Militia captain Hasselburg is shot through the eye during a routine training exercise, opening the door for the wealthy Banning Cocq family to assume leadership of the guard. Of the militiamen, Rembrandt found Hasselburg – and his second-in-command Egremont – to be the most honorable, and the mysterious nature of his death causes him to take a closer look at his fellow soldiers. He accepts the commission in an effort to keep a closer watch on those he believes to be in on the conspiracy.
He finds that the murder of Hasselburg is not the only secret the militiamen are keeping. The pious Kemp is using his orphanage as a brothel and becomes the focus of much of Rembrandt’s outrage. His obsession with the murder of Hasselburg is compounded by the failing health of Saskia – he turns his feeling of helplessness about her condition into a drive to uncover the truth.

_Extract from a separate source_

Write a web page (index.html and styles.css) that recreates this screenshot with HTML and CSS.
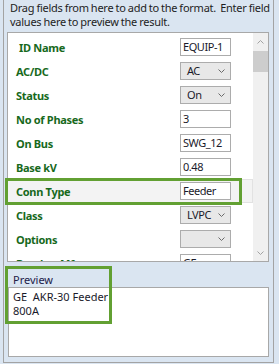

After Saskia’s death, Rembrandt turns all of his energy into solving the mystery and exposing the conspirators through his painting. He toils away on the painting unaware – or, perhaps, uncaring – of the toll following his obsessions will take on him personally and professionally, especial when he is doing so at the expense of some of the Netherlands’ wealthiest men.
Nightwatching sees Greenaway utilizing the same spirit of innovation that Rembrandt employed in the creation of The Night Watch. Typical militia/soldier portraits of the era were static shots of the men in their best finery, rigidly posed and staring straight at the viewer. The Night Watch depicts its subjects in motion, each looking in different directions and clearly concerned about something.
Greenaway uses an inversion of Rembrandt’s technique to break with cinematic conventions. Rather than going about their business unaware of the audience, the characters break the fourth wall at several points to address the audience directly. These aren’t Shakespearean asides; they are staged like interviews with the characters seated or standing in the center of the frame and talking as if responding to a question.
Just as Rembrandt’s work was criticized for being “too theatrical” and making the men look like actors rather than soldiers, by inverting the technique Greenaway turns theatrics and actors into something more relatable, more human. The technique also makes pacing less problematic as many events are told, rather than shown.
Though the creation of the painting is Nightwatching’s main plot, a good portion of the film is a character study of Rembrandt the man and not Rembrandt the artist. Sarcastic, vulgar, romantic, and insecure, Rembrandt may be one of classical art’s most interesting figures. Martin Freeman (The Office UK, Hitchhiker’s Guide to the Galaxy) turns in a virtuoso performance as Rembrandt, playing him as a loveable asshole/genius akin to television’s Dr. House. Freeman gives us a man who is simultaneously larger-than-life and fragile and a good deal of the film’s success is due to his performance.
Fans of Greenaway will immediately recognize the similarities between the plot of Nightwatching and that of his second feature, The Draughtsman’s Contract. The earlier film told the story of an artist, talented but a commoner, who becomes ensnared in a murder plot conceived by his aristocratic clients. As in Nightwatching, he incorporates clues into his works but is dealt with severely by the conspiracy of those he tried to expose.
The similarities are unmistakable, but Nightwatching is a more mature film. The Draughtsman’s Contract was a visual work; a study of forms and elaborately staged – or posed – like a painting. Nightwatching feels more organic, more alive; a quality that again is brought to the film largely by Freeman’s performance.
Koch Lorber’s DVD of Nightwatching is available in a two-disc special edition. The print of the film on the first disc is excellent, brilliantly displaying the evocative colors of Greenaway’s pallet. The second disc contains the documentary Rembrandt’s J’Accuse in which Greenaway explores some of the theories behind the painting in greater detail. The documentary is excellent and would be an appealing release on its own but most viewers will find the combined four hours of material in the release to be overkill. However, if you share Greenaway’s passion for art history and mystery you’ll find the documentary invaluable.
Though I am loathe to make the comparison, Greenaway is encroaching on The Da Vinci Code’s territory with his tale of hidden messages in paintings, conspiracy theories, and murder. One can only assume that it is coincidence given that Greenaway’s body of work is decidedly uncommercial and very much dedicated to his own personal vision. If one were to take a conspiratorial view of Nightwatching—much like Greenaway himself does in the film’s plot – you could posit that the similarities aren’t merely a coincidence, nor was the casting of the star of a cult television hit as the lead actor.
Intentional or not, Nightwatching is one of Greenaway’s most accessible works to date; unlike some of his early work, this is a film that wouldn’t be too out of place at a local American cinema. As an admirer of Greenaway’s films, I have to say that is a good thing.